Unit: Contour Drawing– High School Art I (May also be used for 8th grade) Total Sessions: 1
A contour line is a line that defines the outside edge of an object. The word, "contour," is from the French word meaning "outline." A contour can also define the outside edges of components within an object. For example, a contour line can define the outside outline of a person as well as the outline of the person's eye, mouth, and nose. Sometimes contour lines are made to illustrate depth and height as on a map. This is called cartography and has nothing to do with this art lesson.
A blind contour drawing is drawn without looking except when first placing the pencil on the drawing paper. The artist focuses solely on looking at the outside edge of the model or still life and moves the pencil across the paper as if tracing around the object. It is normal for blind contour drawings to have the proportion wrong on parts of the object and for the lines not to line up. The importance lies in how much detail the artist can see while only looking at the subject.
First write words that you overhear others say, lyrics in songs, or random words in a notebook. Poems are fine too.
On a 9x12 (22.9 x 30.5 cm) white piece of paper., draw a large contour drawing of an object that fills up most the page. It is OK to have some contour lines inside the object but only to define components of your object. The subject you choose could relate to the words in the notebook. For example, a written poem about butterflies would have contour lines of butterflies in the picture.

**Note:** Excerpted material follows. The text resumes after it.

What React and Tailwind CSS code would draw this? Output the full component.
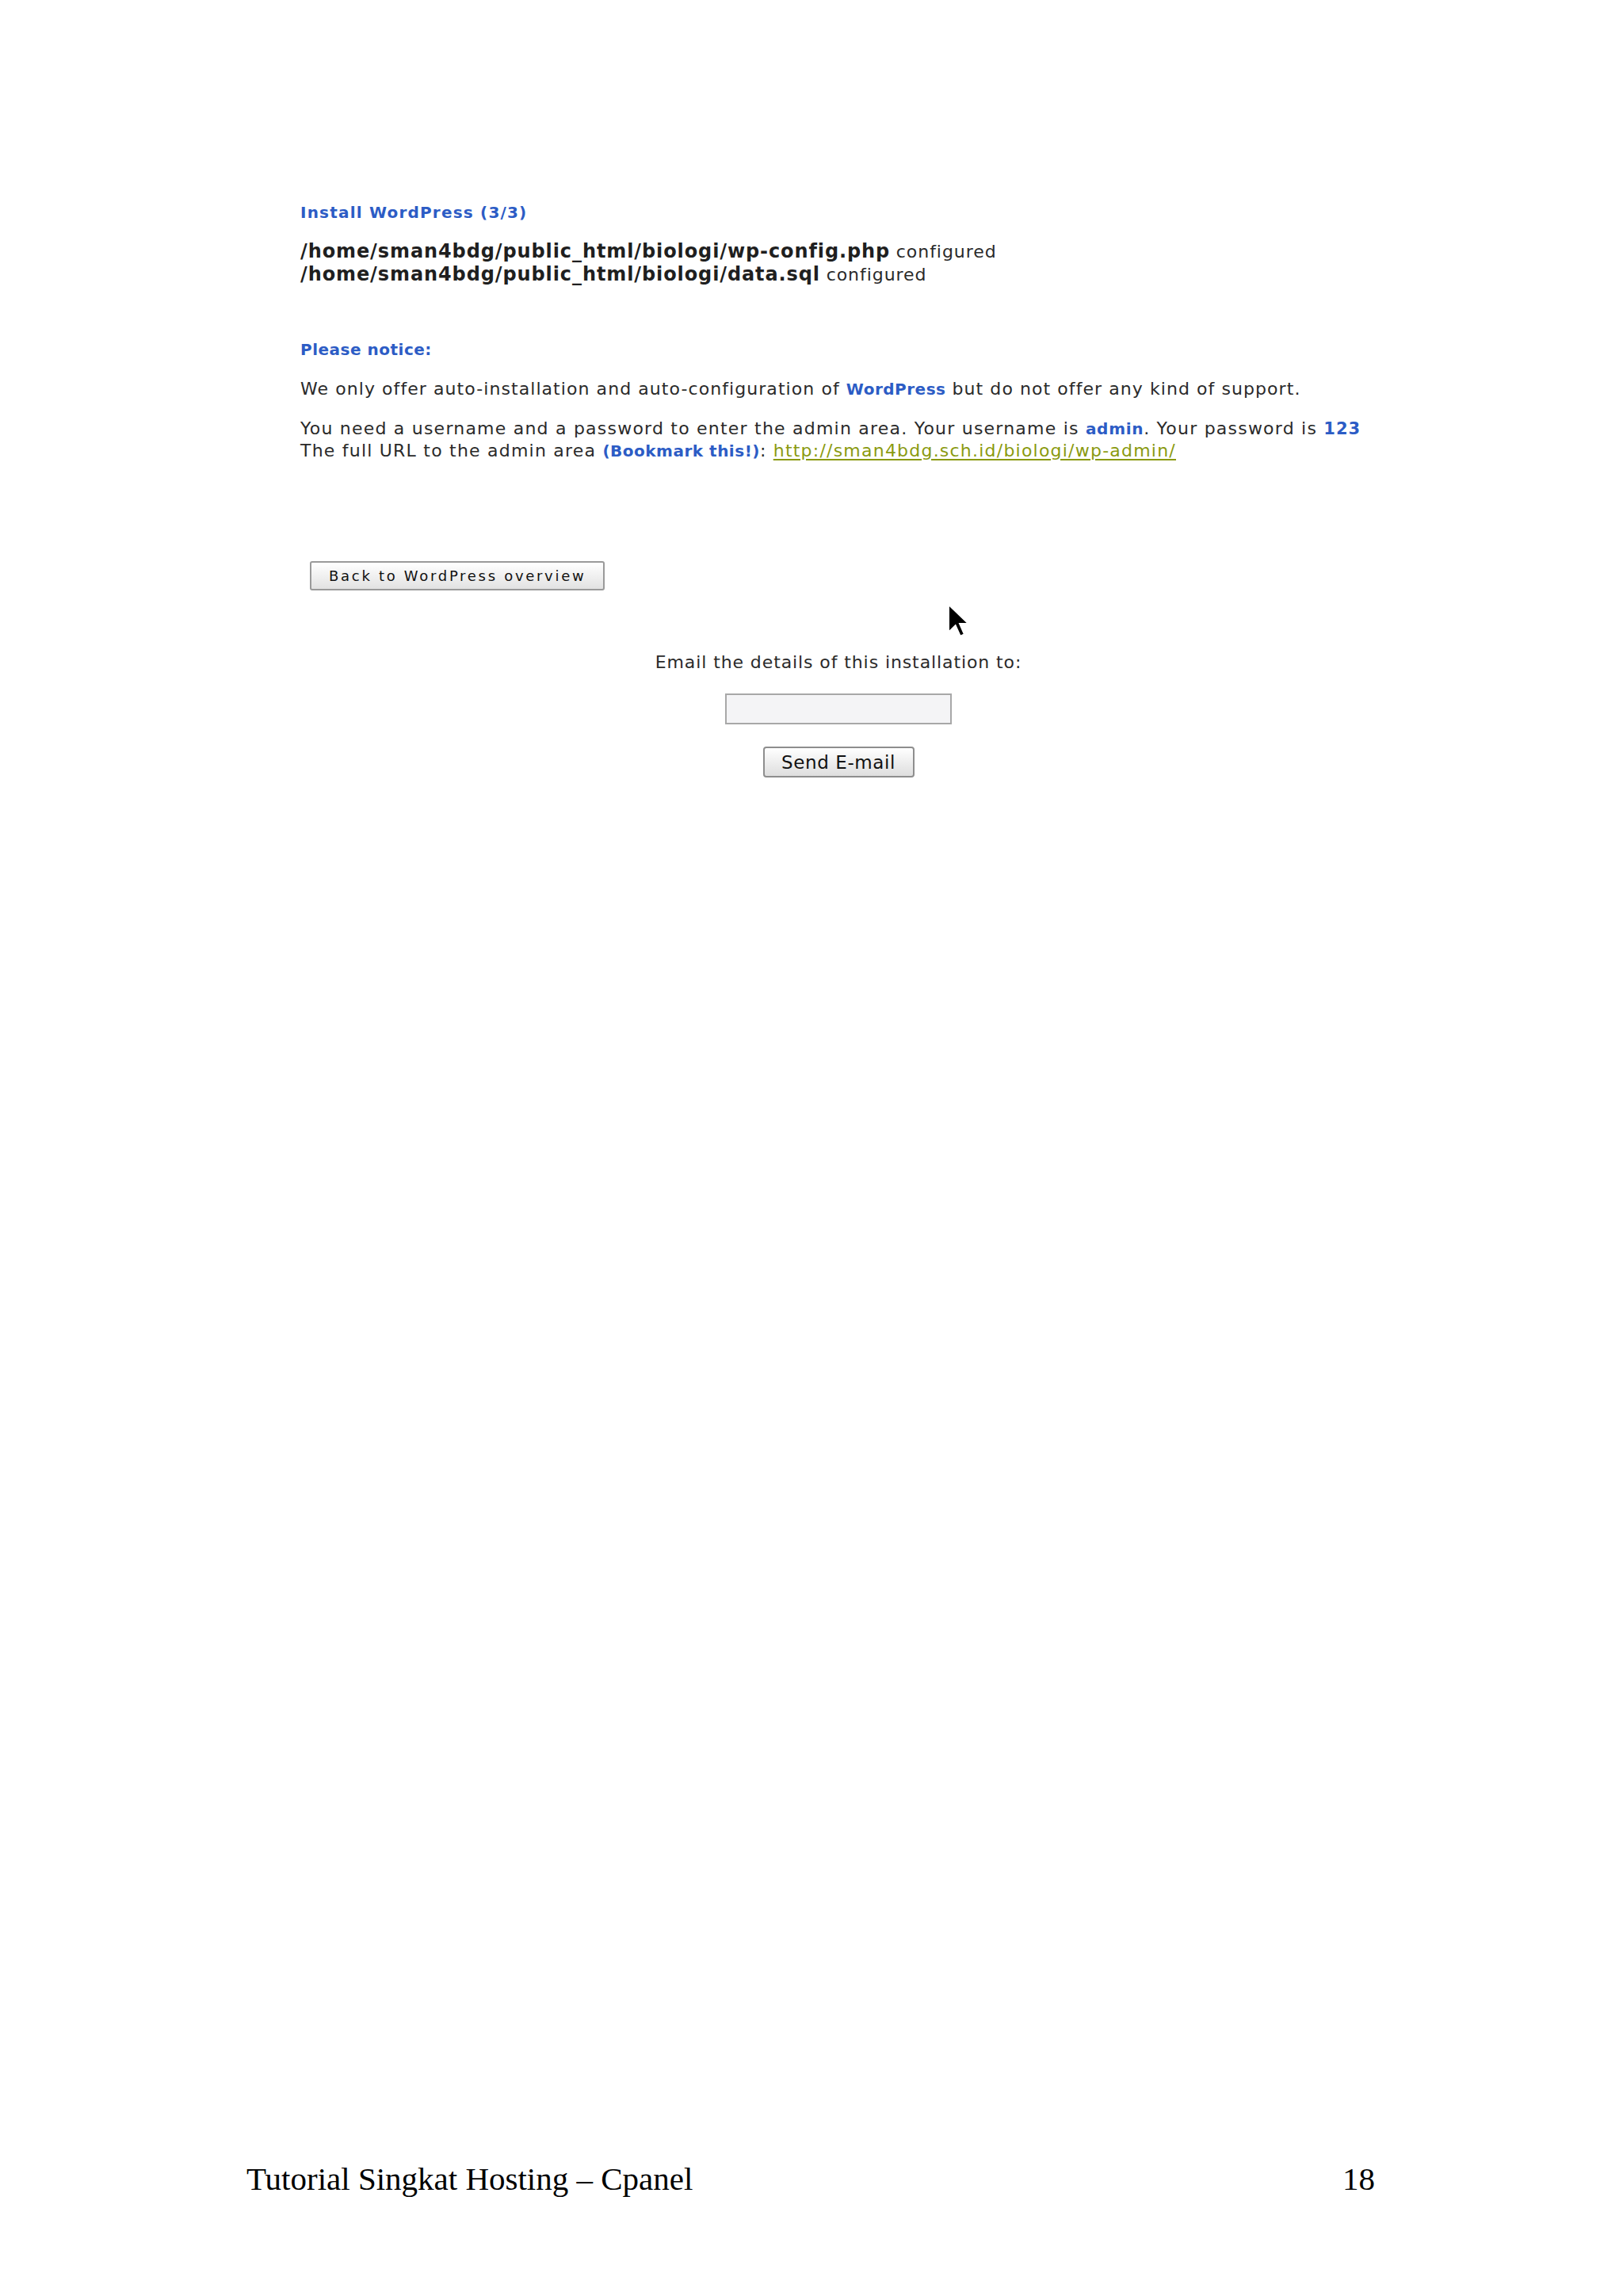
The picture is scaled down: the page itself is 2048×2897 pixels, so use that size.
import React from "react";

function Cursor() {
  return (
    <svg
      className="absolute left-[1196px] top-[762px]"
      width="28"
      height="43"
      viewBox="0 0 13 20"
    >
      <path
        d="M0.5 0.5 L0.5 16.5 L4.5 12.6 L7.3 18.8 L9.6 17.8 L6.9 11.6 L12 11.6 Z"
        fill="#000"
        stroke="#fff"
        strokeWidth="0.8"
        strokeLinejoin="miter"
      />
    </svg>
  );
}

export default function App() {
  const blue = "text-[#2c5cc5]";
  return (
    <div className="relative flex h-[2897px] w-[2048px] flex-col bg-white font-['DejaVu_Sans',sans-serif] text-[#262626]">
      <div className="ml-[372px] w-[1365px] pl-[7px] pt-[256px]">
        <h1 className="text-[20px] font-bold leading-[24px] tracking-[1.2px] text-[#2c5cc5]">
          Install WordPress (3/3)
        </h1>

        <div className="mt-[23px] text-[24px] leading-[28px] text-[#1f1f1f]">
          <div>
            <span className="font-bold tracking-[0.9px]">
              /home/sman4bdg/public_html/biologi/wp-config.php
            </span>{" "}
            <span className="text-[22px] tracking-[0.95px] text-[#2a2a2a]">configured</span>
          </div>
          <div>
            <span className="font-bold tracking-[0.9px]">
              /home/sman4bdg/public_html/biologi/data.sql
            </span>{" "}
            <span className="text-[22px] tracking-[0.95px] text-[#2a2a2a]">configured</span>
          </div>
        </div>

        <h2 className="mt-[68px] text-[20px] font-bold leading-[24px] tracking-[0.5px] text-[#2c5cc5]">
          Please notice:
        </h2>

        <p className="mt-[24px] text-[22px] leading-[28px] tracking-[1.07px] text-[#2a2a2a]">
          We only offer auto-installation and auto-configuration of{" "}
          <span className={`text-[20px] font-bold tracking-[0.5px] ${blue}`}>WordPress</span> but do not
          offer any kind of support.
        </p>

        <p className="mt-[22px] text-[22px] leading-[28px] tracking-[1.22px] text-[#2a2a2a]">
          You need a username and a password to enter the admin area. Your username is{" "}
          <span className={`text-[20px] font-bold tracking-[0.7px] ${blue}`}>admin</span>. Your password is{" "}
          <span className={`text-[21px] font-bold tracking-[1px] ${blue}`}>123</span>
          <br />
          The full URL to the admin area{" "}
          <span className={`text-[20px] font-bold tracking-[0.5px] ${blue}`}>(Bookmark this!)</span>:{" "}
          <a className="text-[#8a9a10] underline underline-offset-[3px]">
            http://sman4bdg.sch.id/biologi/wp-admin/
          </a>
        </p>

        <div className="mt-[125px] ml-[12px]">
          <button className="flex h-[37px] items-center rounded-[3px] border-2 border-[#9a9a9a] bg-gradient-to-b from-[#ffffff] to-[#e2e2e2] px-[22px] text-[18px] leading-[20px] tracking-[2.7px] text-[#111]">
            Back to WordPress overview
          </button>
        </div>

        <div className="mt-[77px] flex flex-col items-center">
          <div className="text-[22px] leading-[28px] tracking-[0.9px] text-[#2a2a2a]">
            Email the details of this installation to:
          </div>
          <input
            type="text"
            className="mt-[25px] h-[39px] w-[286px] border-2 border-[#a8a8a8] bg-[#f4f4f6] outline-none"
          />
          <button className="mt-[28px] flex h-[39px] w-[191px] items-center justify-center rounded-[4px] border-2 border-[#8e8e8e] bg-gradient-to-b from-[#ffffff] to-[#dedede] text-[23px] leading-[26px] tracking-[0.6px] text-[#111]">
            Send E-mail
          </button>
        </div>
      </div>

      <Cursor />

      <div className="mt-auto mb-[124px] ml-[311px] flex w-[1424px] justify-between font-['Liberation_Serif',serif] text-[41px] leading-[48px] text-black">
        <span>Tutorial Singkat Hosting – Cpanel</span>
        <span>18</span>
      </div>
    </div>
  );
}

Lightly write the words you wrote in your notebook with a pencil and fill up a 9x12 (22.9 x 30.5 cm) white piece of paper. Your words can go different directions, especially inside the contour lines of your object.
Once students are happy with their light sketches they can use fine point colored markers to go over the contour lines and words.
An alternative is to draw blind contours of the subject on your paper and then add the words.